Адаевцы летом кочуют на р. Эмбе, куда они начинают перекочевывать в марте. С половины сентября они возвращаются на зимовки и приходят на Мангишлак (Ман-кистау, место зимовок) обыкновенно во второй половине октября. Только небольшая часть населения остается на Мангишлаке на лето. Ежегодное переселение адаевцев, и при том в самое удобное время для движения войск, служит причиною, почему знакомство с ними весьма затруднительно.

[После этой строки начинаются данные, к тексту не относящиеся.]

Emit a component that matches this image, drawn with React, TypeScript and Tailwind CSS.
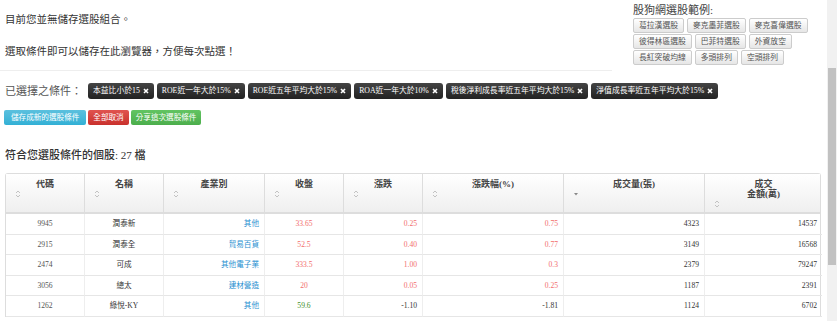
import React from "react";

const FONT = "font-['Liberation_Serif','Noto_Sans_CJK_TC',serif]";

const examples = [
  ["葛拉漢選股", "麥克墨菲選股", "麥克喜偉選股"],
  ["彼得林區選股", "巴菲特選股", "外資放空"],
  ["長紅突破均線", "多頭排列", "空頭排列"],
];

const tags = [
  "本益比小於15",
  "ROE近一年大於15%",
  "ROE近五年平均大於15%",
  "ROA近一年大於10%",
  "稅後淨利成長率近五年平均大於15%",
  "淨值成長率近五年平均大於15%",
];

type Row = {
  code: string;
  name: string;
  industry: string;
  close: string;
  change: string;
  pct: string;
  vol: string;
  amount: string;
  up: boolean;
};

const rows: Row[] = [
  { code: "9945", name: "潤泰新", industry: "其他", close: "33.65", change: "0.25", pct: "0.75", vol: "4323", amount: "14537", up: true },
  { code: "2915", name: "潤泰全", industry: "貿易百貨", close: "52.5", change: "0.40", pct: "0.77", vol: "3149", amount: "16568", up: true },
  { code: "2474", name: "可成", industry: "其他電子業", close: "333.5", change: "1.00", pct: "0.3", vol: "2379", amount: "79247", up: true },
  { code: "3056", name: "總太", industry: "建材營造", close: "20", change: "0.05", pct: "0.25", vol: "1187", amount: "2391", up: true },
  { code: "1262", name: "綠悅-KY", industry: "其他", close: "59.6", change: "-1.10", pct: "-1.81", vol: "1124", amount: "6702", up: false },
];

function SortIcon() {
  return (
    <svg width="6" height="8" viewBox="0 0 6 8" fill="none" aria-hidden="true">
      <path d="M1 3l2-2 2 2M1 5l2 2 2-2" stroke="#b5b5b5" strokeWidth="0.8" />
    </svg>
  );
}

function SortDown() {
  return (
    <svg width="6" height="8" viewBox="0 0 6 8" aria-hidden="true">
      <path d="M1 3h4L3 5.5z" fill="#888" />
    </svg>
  );
}

function Cross() {
  return (
    <svg width="6" height="6" viewBox="0 0 6 6" aria-hidden="true" className="ml-[3px]">
      <path d="M1 1l4 4M5 1L1 5" stroke="#fff" strokeWidth="1.6" />
    </svg>
  );
}

const headers: { label: string[]; sorted?: boolean }[] = [
  { label: ["代碼"] },
  { label: ["名稱"] },
  { label: ["產業別"] },
  { label: ["收盤"] },
  { label: ["漲跌"] },
  { label: ["漲跌幅(%)"] },
  { label: ["成交量(張)"], sorted: true },
  { label: ["成交", "金額(萬)"] },
];

const grid = "grid grid-cols-[78px_79px_101px_79px_79px_141px_141px_118px]";

export default function App() {
  return (
    <div className={`flex h-[321px] w-[837px] overflow-hidden bg-white text-[#333] ${FONT}`}>
      <div className="min-w-0 flex-1">
        {/* Top */}
        <div className="flex">
          <div className="h-[71px] w-[612px] border-b border-[#eee] pl-[5px] text-[10.5px] leading-[14px]">
            <p className="pt-[13px]">目前您並無儲存選股組合。</p>
            <p className="pt-[18px]">選取條件即可以儲存在此瀏覽器，方便每次點選！</p>
          </div>
          <div className="pl-[21px] pt-[3px]">
            <p className="text-[11px] leading-[14px] text-[#444]">股狗網選股範例:</p>
            <div className="mt-[1px] flex flex-col gap-[1px]">
              {examples.map((r, i) => (
                <div key={i} className="flex gap-[3px]">
                  {r.map((b) => (
                    <span
                      key={b}
                      className="flex h-[15px] items-center rounded-[2px] border border-[#ccc] bg-gradient-to-b from-white to-[#e6e6e6] px-[5px] text-[7.8px] text-[#555]"
                    >
                      {b}
                    </span>
                  ))}
                </div>
              ))}
            </div>
          </div>
        </div>

        {/* Selected conditions */}
        <div className="mt-[12px] flex items-center pl-[5px]">
          <span className="mr-[6px] text-[11px] leading-[16px] text-[#555]">已選擇之條件：</span>
          <div className="flex gap-[3px]">
            {tags.map((t) => (
              <span
                key={t}
                className="flex h-[16px] items-center rounded-[3px] bg-gradient-to-b from-[#444] to-[#222] px-[5px] text-[7.8px] text-white"
              >
                {t}
                <Cross />
              </span>
            ))}
          </div>
        </div>

        <div className="mt-[11px] flex gap-[2px] pl-[4px] text-[7.6px] text-white">
          <span className="flex h-[15px] items-center rounded-[2px] bg-gradient-to-b from-[#5bc0de] to-[#31b0d5] px-[7px]">儲存成新的選股條件</span>
          <span className="flex h-[15px] items-center rounded-[2px] bg-gradient-to-b from-[#e0534f] to-[#c9302c] px-[5px]">全部取消</span>
          <span className="flex h-[15px] items-center rounded-[2px] bg-gradient-to-b from-[#62c462] to-[#4cae4c] px-[5px]">分享這次選股條件</span>
        </div>

        <p className="mt-[23px] pl-[5px] text-[11px] font-medium leading-[14px] text-[#333]">符合您選股條件的個股: 27 檔</p>

        {/* Table */}
        <div className="ml-[5px] mt-[11px] w-[816px] border border-b-0 border-[#ddd] rounded-t-[3px]">
          <div className={`${grid} h-[40px] border-b-2 border-[#ddd] bg-gradient-to-b from-white to-[#efefef]`}>
            {headers.map((h, i) => (
              <div key={i} className={`pt-[5px] text-[9px] font-bold leading-[10px] text-[#444] ${i > 0 ? "border-l border-[#ddd]" : ""}`}>
                {h.label.map((l) => (
                  <p key={l} className="text-center">{l}</p>
                ))}
                <div className="flex h-[10px] items-center pl-[9px]">{h.sorted ? <SortDown /> : <SortIcon />}</div>
              </div>
            ))}
          </div>
          {rows.map((r) => {
            const col = r.up ? "text-[#f26d6d]" : "text-[#333]";
            const closeCol = r.up ? "text-[#f26d6d]" : "text-[#3f8f2a]";
            const cell = "flex h-[20.6px] items-center border-b border-[#e6e6e6] text-[7.6px]";
            return (
              <div key={r.code} className={grid}>
                <div className={`${cell} justify-center text-[#555]`}>{r.code}</div>
                <div className={`${cell} justify-center border-l border-l-[#eee] text-[#333]`}>{r.name}</div>
                <div className={`${cell} justify-end border-l border-l-[#eee] pr-[5px] text-[#1f8fd0]`}>{r.industry}</div>
                <div className={`${cell} justify-center border-l border-l-[#eee] ${closeCol}`}>{r.close}</div>
                <div className={`${cell} justify-end border-l border-l-[#eee] pr-[5px] ${col}`}>{r.change}</div>
                <div className={`${cell} justify-end border-l border-l-[#eee] pr-[5px] ${col}`}>{r.pct}</div>
                <div className={`${cell} justify-end border-l border-l-[#eee] pr-[5px] text-[#333]`}>{r.vol}</div>
                <div className={`${cell} justify-end border-l border-l-[#eee] pr-[5px] text-[#333]`}>{r.amount}</div>
              </div>
            );
          })}
        </div>
      </div>

      {/* Scrollbar */}
      <div className="w-[10px] shrink-0 bg-[#f1f1f1] px-[1px] pt-[68px]">
        <div className="h-[197px] bg-[#c1c1c1]" />
      </div>
    </div>
  );
}
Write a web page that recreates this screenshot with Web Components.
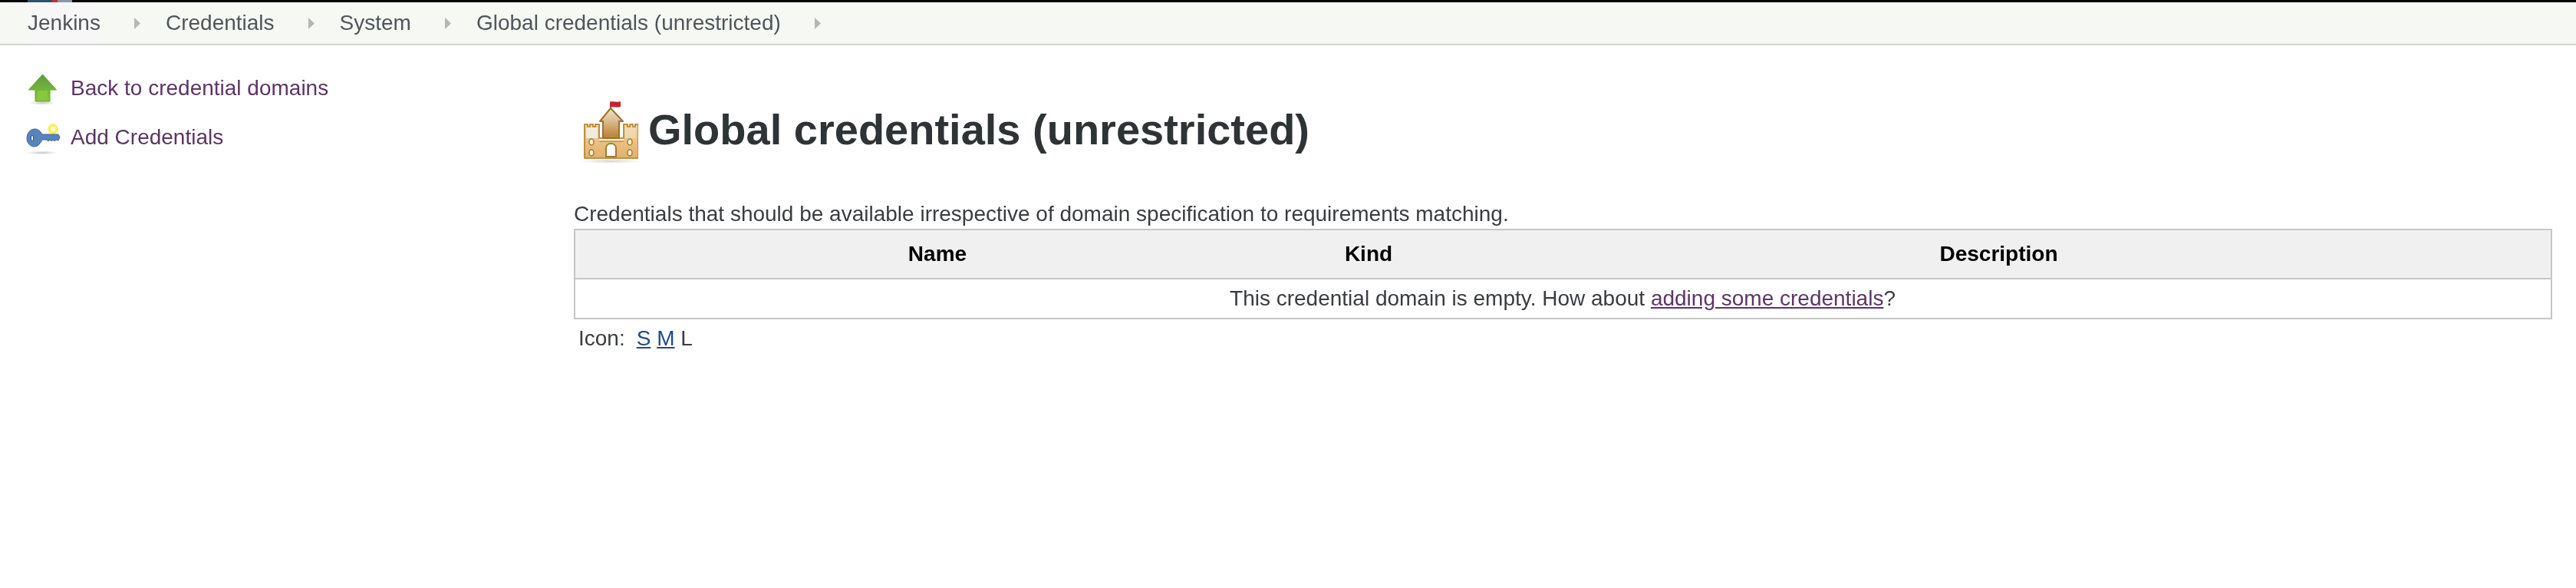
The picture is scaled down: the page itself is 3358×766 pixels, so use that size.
<!DOCTYPE html>
<html><head><meta charset="utf-8"><title>Global credentials</title>
<style>
html,body{margin:0;padding:0;background:#fff;height:766px;overflow:hidden}
body{font-family:"Liberation Sans",Arial,sans-serif;color:#333}
</style></head><body>
<x-top-strip></x-top-strip>
<x-breadcrumbs>
<x-crumb first>Jenkins</x-crumb><x-crumb>Credentials</x-crumb><x-crumb>System</x-crumb><x-crumb>Global credentials (unrestricted)</x-crumb>
</x-breadcrumbs>
<x-layout>
<x-side-panel slot="side">
<x-side-link icon="up">Back to credential domains</x-side-link>
<x-side-link icon="key">Add Credentials</x-side-link>
</x-side-panel>
<x-credentials-view>
<x-page-title>Global credentials (unrestricted)</x-page-title>
<x-cred-table></x-cred-table>
</x-credentials-view>
</x-layout>
<script>
function def(name,html,init){customElements.define(name,class extends HTMLElement{constructor(){super();this.attachShadow({mode:'open'}).innerHTML=typeof html==='function'?html(this):html;}connectedCallback(){init&&init(this)}})}
def('x-top-strip',`<style>:host{display:block;height:3px;background:#050505}
i{display:block;margin-left:36px;width:58px;height:3px;background:linear-gradient(90deg,#33506f 0 55%,#b6383a 55% 68%,#8b95a5 68%)}</style><i></i>`);
def('x-breadcrumbs',`<style>:host{display:flex;align-items:center;height:54px;background:#f6f9f3;border-bottom:2px solid #d3d6d0;filter:blur(.45px)}</style><slot></slot>`);
def('x-crumb',`<style>:host{display:flex;align-items:center;font-size:28px;color:#50555b;height:100%;white-space:nowrap}
.t{padding:0 0 0 36px;height:100%;display:flex;align-items:center}
:host([first]) .t{background:linear-gradient(#f6f7f6,#f6f7f6) 36px 0/92px 100% no-repeat}
svg{margin-left:44px;margin-right:-3px;display:block}</style>
<span class="t"><slot></slot></span><svg width="8" height="15" viewBox="0 0 8 15"><path d="M0 0l8 7.500L0 15z" fill="#b4b7b4"/></svg>`);
def('x-layout',`<style>:host{display:flex;align-items:flex-start;filter:blur(.45px)}</style><slot name="side"></slot><slot></slot>`);
def('x-side-panel',`<style>:host{display:flex;flex-direction:column;gap:24px;width:748px;flex:none;box-sizing:border-box;padding:36px 0 0 33px}</style><slot></slot>`);
const icons={
up:`<svg width="48" height="48" viewBox="0 0 48 48"><defs><linearGradient id="g" x1="0" y1="0" x2="0" y2="1"><stop offset="0" stop-color="#5f9b3c"/><stop offset="1" stop-color="#86c63a"/></linearGradient><radialGradient id="s"><stop offset="0" stop-color="#999" stop-opacity=".55"/><stop offset="1" stop-color="#999" stop-opacity="0"/></radialGradient></defs><ellipse cx="22.500" cy="43" rx="18" ry="3" fill="url(#s)"/><path d="M22.500 6 4.500 26H13v15h19V26h8.500z" fill="url(#g)" stroke="#6b9e3c" stroke-width="1" stroke-linejoin="round"/><path d="M16 27h13v12H16z" fill="#86c93a"/></svg>`,
key:`<svg width="48" height="48" viewBox="0 0 48 48"><defs><radialGradient id="s"><stop offset="0" stop-color="#999" stop-opacity=".55"/><stop offset="1" stop-color="#999" stop-opacity="0"/></radialGradient></defs><ellipse cx="22" cy="44" rx="21" ry="2.500" fill="url(#s)"/><circle cx="36" cy="13" r="5" fill="#fffbd0" stroke="#ffee58" stroke-width="3.500"/><path d="M2 25c0-7 5-12 10-12s8 3 10 7h21l2 4-2 4-3-1-2 2-2-2-2 2-2-2-2 2-2-2H22c-2 4-5 9-10 9S2 32 2 25z" fill="#5684bd" stroke="#3d659c" stroke-width="1"/><ellipse cx="9" cy="25" rx="1.800" ry="3.500" fill="#fff" stroke="#26364d"/></svg>`};
def('x-side-link',t=>`<style>:host{display:flex;align-items:center;height:40px;font-size:28px;color:#5c3566}
.i{width:59px;flex:none;display:block}svg{display:block}</style><span class="i">${icons[t.getAttribute('icon')]}</span><span><slot></slot></span>`);
def('x-credentials-view',`<style>:host{display:block;flex:1;min-width:0;padding:0 31px 0 0}</style><slot></slot>`);
def('x-page-title',`<style>:host{display:flex;align-items:center;margin:65px 0 0 4px;height:100px}
svg{display:block;flex:none;margin-right:13px}
h1{margin:0 0 11px;font-size:56px;font-weight:700;color:#2e3436;white-space:nowrap;line-height:60px}</style>
<svg width="80" height="100" viewBox="2 4 80 100"><defs>
<linearGradient id="t" x1="0" y1="0" x2="0" y2="1"><stop offset="0" stop-color="#f3e6d2"/><stop offset="1" stop-color="#b9802f"/></linearGradient>
<linearGradient id="b" x1="0" y1="0" x2="0" y2="1"><stop offset="0" stop-color="#f2d3a0"/><stop offset="1" stop-color="#e2b069"/></linearGradient>
<radialGradient id="s"><stop offset="0" stop-color="#aaa" stop-opacity=".5"/><stop offset="1" stop-color="#aaa" stop-opacity="0"/></radialGradient></defs>
<ellipse cx="46" cy="90" rx="40" ry="3" fill="url(#s)"/>
<path d="M46 12v10" stroke="#a87a3a" stroke-width="1.500"/><path d="M45 13c4-2 9 1 14-1v7c-5 2-9-1-14 1z" fill="#c4242a"/>
<path d="M12 42h4v3h3v-3h4v3h3v-3h5v18h32V42h5v3h3v-3h4v3h3v-3h4v44H12z" fill="url(#b)" stroke="#c08f45" stroke-width="2" stroke-linejoin="round"/>
<path d="M46 21 32 38h4v22h21V38h5z" fill="url(#t)" stroke="#a0702c" stroke-width="2" stroke-linejoin="round"/>
<path d="M14 46h15v14H14z" fill="#f2ebdf"/><path d="M65 46h14v14H65z" fill="#efdcb6" opacity=".8"/>
<path d="M31 62h32" stroke="#fff" stroke-width="2"/><path d="M31 64h32" stroke="#c08f45" stroke-width="1.500"/>
<path d="M40 84V73c0-8 13-8 13 0v11z" fill="#fff" stroke="#a8772c" stroke-width="2"/>
<g fill="#fff6e4" stroke="#a8772c" stroke-width="1.500"><ellipse cx="21" cy="65" rx="3" ry="4"/><ellipse cx="21" cy="79" rx="3" ry="4"/><ellipse cx="71" cy="65" rx="3" ry="4"/><ellipse cx="71" cy="79" rx="3" ry="4"/></g>
</svg><h1><slot></slot></h1>`);
def('x-cred-table',`<style>:host{display:block;font-size:28px;color:#3a3c40}
.desc{height:34px;line-height:34px;margin:38px 0 2px;white-space:nowrap}
.table{border:2px solid #c6c6c6;box-sizing:border-box;height:118px;display:flex;flex-direction:column}
.head{display:grid;grid-template-columns:944px 180px 1fr;height:62px;flex:none;background:#f0f0f0;border-bottom:2px solid #c6c6c6;align-items:center;text-align:center;font-weight:700;color:#000}
.head div:last-child{padding-left:12px}
.empty{flex:1;display:flex;align-items:center;justify-content:center;padding-right:1px}
a{color:#5c3566;text-decoration:underline}
.size{margin:8px 0 0 6px;line-height:34px}
.size a{color:#204a87}.size span{margin-left:15px}</style>
<div class="desc">Credentials that should be available irrespective of domain specification to requirements matching.</div>
<div class="table"><div class="head"><div>Name</div><div>Kind</div><div>Description</div></div>
<div class="empty"><span>This credential domain is empty. How about <a href="#">adding some credentials</a>?</span></div></div>
<div class="size">Icon:<span><a href="#">S</a> <a href="#">M</a> L</span></div>`);
</script>
</body></html>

По успокоении Мангишлака управление адаевцами было устроено на тех же основаниях, на каких оно было до передачи этого приставства в ведение кавказского начальства. Главный начальник страны был мангишлакский пристав, он же начальник мангишлакского отряда. Форт Александровский по прежнему не соответствовал своему назначению. Отдаленное положение его от киргизских кочевьев не давало возможности гарнизону иметь на них необходимое влияние, а бесплодность почвы не дозволяла ему сделаться центром оседлого населения. Мангишлакский пристав по-прежнему вынужден был ограничиваться пассивною ролью, как прежде комендант Александровского форта. Рассчитывать на содействие низшей администрации из киргиз нельзя было, так как общность интересов их с подчиненными им киргизами была так велика, что они по необходимости должны были во всем им потворствовать. Это наглядно выразилось в событиях на Мангишлаке, предшествовавших хивинскому походу 1873 года.